▸ **SUPPLIED DATA**
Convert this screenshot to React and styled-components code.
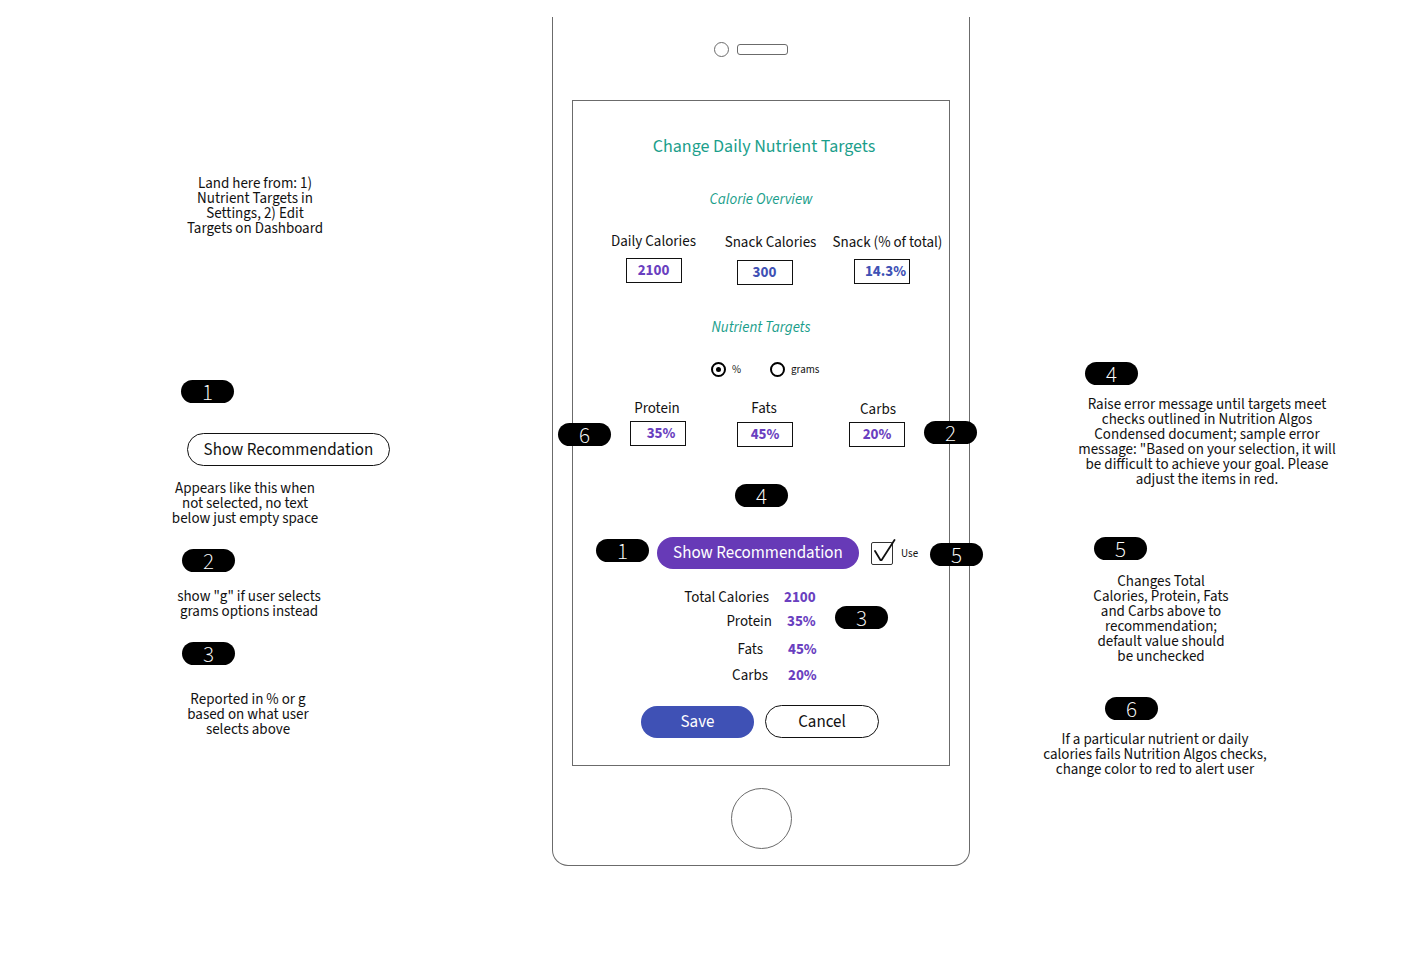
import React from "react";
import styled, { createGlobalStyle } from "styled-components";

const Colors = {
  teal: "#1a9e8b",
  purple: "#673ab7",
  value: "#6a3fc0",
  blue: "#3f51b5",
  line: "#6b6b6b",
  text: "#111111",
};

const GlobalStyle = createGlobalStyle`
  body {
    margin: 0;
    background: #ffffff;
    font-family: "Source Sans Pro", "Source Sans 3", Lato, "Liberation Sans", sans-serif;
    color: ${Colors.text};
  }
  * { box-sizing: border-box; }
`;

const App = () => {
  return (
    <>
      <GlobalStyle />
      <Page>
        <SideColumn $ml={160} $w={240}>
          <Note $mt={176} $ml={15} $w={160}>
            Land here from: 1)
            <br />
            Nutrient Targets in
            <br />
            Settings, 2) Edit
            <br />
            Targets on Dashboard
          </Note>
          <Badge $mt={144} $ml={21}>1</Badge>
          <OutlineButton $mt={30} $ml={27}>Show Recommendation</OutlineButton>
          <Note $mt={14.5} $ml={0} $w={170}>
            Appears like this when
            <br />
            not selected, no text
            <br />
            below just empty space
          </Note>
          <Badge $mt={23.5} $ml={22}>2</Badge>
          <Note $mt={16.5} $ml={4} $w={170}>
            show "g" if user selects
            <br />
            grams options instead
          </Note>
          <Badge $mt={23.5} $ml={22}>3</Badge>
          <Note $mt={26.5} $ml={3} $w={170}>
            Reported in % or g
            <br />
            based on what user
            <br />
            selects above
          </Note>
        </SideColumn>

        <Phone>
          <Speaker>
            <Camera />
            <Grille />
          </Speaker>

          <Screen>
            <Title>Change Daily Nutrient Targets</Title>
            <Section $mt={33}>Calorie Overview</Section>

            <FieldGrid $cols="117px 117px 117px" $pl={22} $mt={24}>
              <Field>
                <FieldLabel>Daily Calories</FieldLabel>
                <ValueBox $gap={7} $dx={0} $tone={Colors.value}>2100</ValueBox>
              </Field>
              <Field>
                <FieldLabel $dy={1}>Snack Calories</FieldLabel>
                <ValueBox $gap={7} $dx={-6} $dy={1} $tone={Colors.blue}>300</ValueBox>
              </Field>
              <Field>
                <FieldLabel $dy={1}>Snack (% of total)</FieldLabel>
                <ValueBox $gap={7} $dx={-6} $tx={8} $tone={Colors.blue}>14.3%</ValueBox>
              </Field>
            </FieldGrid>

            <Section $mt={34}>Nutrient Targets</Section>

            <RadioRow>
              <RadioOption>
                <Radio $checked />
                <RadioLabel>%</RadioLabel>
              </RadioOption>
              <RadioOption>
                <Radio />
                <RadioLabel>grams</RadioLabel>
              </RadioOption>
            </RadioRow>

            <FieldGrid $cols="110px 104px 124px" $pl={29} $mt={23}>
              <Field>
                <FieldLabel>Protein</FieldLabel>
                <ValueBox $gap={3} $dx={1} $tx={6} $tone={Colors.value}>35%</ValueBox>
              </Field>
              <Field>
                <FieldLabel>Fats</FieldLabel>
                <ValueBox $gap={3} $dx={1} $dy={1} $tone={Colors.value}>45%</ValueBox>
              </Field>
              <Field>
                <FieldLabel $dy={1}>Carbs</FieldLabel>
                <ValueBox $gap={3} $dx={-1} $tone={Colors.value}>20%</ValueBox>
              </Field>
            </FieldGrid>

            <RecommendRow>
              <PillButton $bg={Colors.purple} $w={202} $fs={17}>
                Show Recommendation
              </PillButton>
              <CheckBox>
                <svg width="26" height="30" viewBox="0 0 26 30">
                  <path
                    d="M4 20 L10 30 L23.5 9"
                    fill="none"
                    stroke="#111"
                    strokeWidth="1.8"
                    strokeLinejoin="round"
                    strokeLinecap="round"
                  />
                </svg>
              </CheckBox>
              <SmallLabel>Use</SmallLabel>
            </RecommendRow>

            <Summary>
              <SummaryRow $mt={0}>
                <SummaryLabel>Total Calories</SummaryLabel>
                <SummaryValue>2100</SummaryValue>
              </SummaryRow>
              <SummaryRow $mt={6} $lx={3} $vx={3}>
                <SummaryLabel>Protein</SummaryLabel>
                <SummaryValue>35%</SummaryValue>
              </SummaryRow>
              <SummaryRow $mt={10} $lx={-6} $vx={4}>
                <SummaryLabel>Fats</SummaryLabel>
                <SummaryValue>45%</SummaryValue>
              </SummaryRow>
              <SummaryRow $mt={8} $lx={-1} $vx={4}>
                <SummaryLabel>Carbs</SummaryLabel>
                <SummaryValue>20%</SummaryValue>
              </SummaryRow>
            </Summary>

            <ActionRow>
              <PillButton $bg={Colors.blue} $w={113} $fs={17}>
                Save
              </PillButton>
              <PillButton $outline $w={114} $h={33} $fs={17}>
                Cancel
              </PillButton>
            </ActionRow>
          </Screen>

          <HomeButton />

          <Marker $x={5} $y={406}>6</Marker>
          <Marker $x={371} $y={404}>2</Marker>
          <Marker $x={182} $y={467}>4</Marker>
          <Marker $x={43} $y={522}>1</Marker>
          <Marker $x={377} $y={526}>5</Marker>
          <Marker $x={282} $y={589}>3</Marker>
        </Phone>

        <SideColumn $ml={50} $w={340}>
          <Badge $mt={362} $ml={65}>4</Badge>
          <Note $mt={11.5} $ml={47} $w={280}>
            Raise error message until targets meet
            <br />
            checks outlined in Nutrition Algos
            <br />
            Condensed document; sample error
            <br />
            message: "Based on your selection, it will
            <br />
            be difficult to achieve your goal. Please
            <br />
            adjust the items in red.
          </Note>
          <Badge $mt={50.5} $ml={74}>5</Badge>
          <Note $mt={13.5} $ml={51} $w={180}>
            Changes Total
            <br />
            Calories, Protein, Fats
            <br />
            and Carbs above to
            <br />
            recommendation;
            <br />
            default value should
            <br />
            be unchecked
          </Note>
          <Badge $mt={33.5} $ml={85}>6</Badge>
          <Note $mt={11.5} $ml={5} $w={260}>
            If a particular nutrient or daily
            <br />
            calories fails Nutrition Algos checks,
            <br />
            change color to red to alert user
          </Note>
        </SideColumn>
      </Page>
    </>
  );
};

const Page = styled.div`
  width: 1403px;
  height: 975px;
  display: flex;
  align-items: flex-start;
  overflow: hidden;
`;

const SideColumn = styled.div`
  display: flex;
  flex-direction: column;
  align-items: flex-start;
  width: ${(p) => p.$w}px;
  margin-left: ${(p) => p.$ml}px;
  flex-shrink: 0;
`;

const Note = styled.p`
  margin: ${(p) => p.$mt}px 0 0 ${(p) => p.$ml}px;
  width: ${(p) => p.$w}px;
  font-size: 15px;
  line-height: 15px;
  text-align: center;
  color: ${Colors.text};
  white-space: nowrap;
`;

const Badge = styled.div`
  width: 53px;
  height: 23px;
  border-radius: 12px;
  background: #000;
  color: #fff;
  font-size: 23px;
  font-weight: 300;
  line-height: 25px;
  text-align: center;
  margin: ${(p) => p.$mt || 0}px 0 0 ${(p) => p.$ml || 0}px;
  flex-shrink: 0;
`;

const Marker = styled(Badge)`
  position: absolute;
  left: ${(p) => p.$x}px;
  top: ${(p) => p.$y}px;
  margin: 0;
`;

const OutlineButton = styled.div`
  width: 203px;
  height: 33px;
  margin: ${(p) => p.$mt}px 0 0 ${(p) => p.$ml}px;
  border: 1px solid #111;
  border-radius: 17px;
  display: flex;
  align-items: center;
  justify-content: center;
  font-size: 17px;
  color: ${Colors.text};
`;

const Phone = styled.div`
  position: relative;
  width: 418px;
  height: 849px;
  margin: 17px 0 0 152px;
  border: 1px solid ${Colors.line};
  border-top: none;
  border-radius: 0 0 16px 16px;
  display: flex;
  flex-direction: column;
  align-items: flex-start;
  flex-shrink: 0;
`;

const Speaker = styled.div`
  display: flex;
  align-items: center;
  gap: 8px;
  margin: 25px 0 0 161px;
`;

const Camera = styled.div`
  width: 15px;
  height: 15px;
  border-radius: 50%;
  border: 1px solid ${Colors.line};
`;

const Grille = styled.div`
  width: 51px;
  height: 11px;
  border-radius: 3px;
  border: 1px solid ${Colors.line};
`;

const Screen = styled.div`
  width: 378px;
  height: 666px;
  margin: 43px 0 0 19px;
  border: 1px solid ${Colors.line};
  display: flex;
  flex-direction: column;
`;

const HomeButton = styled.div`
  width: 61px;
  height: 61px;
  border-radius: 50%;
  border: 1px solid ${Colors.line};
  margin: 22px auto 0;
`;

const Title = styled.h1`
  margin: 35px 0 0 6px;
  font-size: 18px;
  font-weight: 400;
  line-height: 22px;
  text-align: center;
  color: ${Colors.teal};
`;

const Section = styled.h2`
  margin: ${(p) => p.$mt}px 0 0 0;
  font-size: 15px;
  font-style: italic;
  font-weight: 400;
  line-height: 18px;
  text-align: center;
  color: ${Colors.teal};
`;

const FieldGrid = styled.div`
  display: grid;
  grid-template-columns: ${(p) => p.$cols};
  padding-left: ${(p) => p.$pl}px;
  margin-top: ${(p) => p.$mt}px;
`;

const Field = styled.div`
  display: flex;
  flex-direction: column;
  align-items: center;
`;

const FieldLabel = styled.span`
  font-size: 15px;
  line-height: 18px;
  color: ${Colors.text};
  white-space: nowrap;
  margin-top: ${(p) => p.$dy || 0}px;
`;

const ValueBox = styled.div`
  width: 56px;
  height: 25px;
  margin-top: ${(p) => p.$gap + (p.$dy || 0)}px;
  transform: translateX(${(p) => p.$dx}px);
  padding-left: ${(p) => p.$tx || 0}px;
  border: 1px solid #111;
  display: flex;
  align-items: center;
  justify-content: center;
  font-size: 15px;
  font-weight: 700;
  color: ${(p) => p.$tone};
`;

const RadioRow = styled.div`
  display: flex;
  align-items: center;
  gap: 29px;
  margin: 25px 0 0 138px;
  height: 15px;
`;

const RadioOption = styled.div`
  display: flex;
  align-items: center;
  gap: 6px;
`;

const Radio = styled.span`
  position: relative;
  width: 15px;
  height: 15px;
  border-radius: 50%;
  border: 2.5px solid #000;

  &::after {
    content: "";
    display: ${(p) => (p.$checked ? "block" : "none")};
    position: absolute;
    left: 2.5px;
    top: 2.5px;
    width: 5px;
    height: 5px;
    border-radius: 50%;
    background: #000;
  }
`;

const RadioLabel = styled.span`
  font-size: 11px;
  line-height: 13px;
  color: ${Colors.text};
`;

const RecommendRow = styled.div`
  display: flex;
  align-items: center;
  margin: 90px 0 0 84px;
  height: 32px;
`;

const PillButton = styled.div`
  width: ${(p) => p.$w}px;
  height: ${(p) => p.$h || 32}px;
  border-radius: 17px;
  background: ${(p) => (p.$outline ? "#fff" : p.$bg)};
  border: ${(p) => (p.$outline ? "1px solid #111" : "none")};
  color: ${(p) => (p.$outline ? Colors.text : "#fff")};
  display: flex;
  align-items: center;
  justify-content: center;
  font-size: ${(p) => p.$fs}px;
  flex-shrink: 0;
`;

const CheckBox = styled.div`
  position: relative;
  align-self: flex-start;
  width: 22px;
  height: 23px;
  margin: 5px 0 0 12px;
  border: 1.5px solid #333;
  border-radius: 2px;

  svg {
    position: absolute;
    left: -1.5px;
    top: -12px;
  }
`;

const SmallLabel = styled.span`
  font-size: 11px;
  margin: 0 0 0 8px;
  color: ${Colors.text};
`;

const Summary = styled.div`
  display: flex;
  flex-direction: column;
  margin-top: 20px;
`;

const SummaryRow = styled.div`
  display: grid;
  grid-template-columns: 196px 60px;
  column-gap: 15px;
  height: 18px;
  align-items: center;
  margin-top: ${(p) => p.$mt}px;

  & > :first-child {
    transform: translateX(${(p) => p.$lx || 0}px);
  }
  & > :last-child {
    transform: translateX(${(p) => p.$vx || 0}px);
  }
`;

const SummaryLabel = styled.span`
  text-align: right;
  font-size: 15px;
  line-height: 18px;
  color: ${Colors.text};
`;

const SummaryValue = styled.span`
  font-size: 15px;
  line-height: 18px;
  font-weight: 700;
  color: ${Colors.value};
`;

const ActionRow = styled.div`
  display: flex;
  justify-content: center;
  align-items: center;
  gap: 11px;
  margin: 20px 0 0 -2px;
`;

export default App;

▸ **EXERCISE TASK**
Only lines with the string "React" belong in your answer; copy each one.

▸ **COMPLETE RESPONSE**
Convert this screenshot to React and styled-components code.
import React from "react";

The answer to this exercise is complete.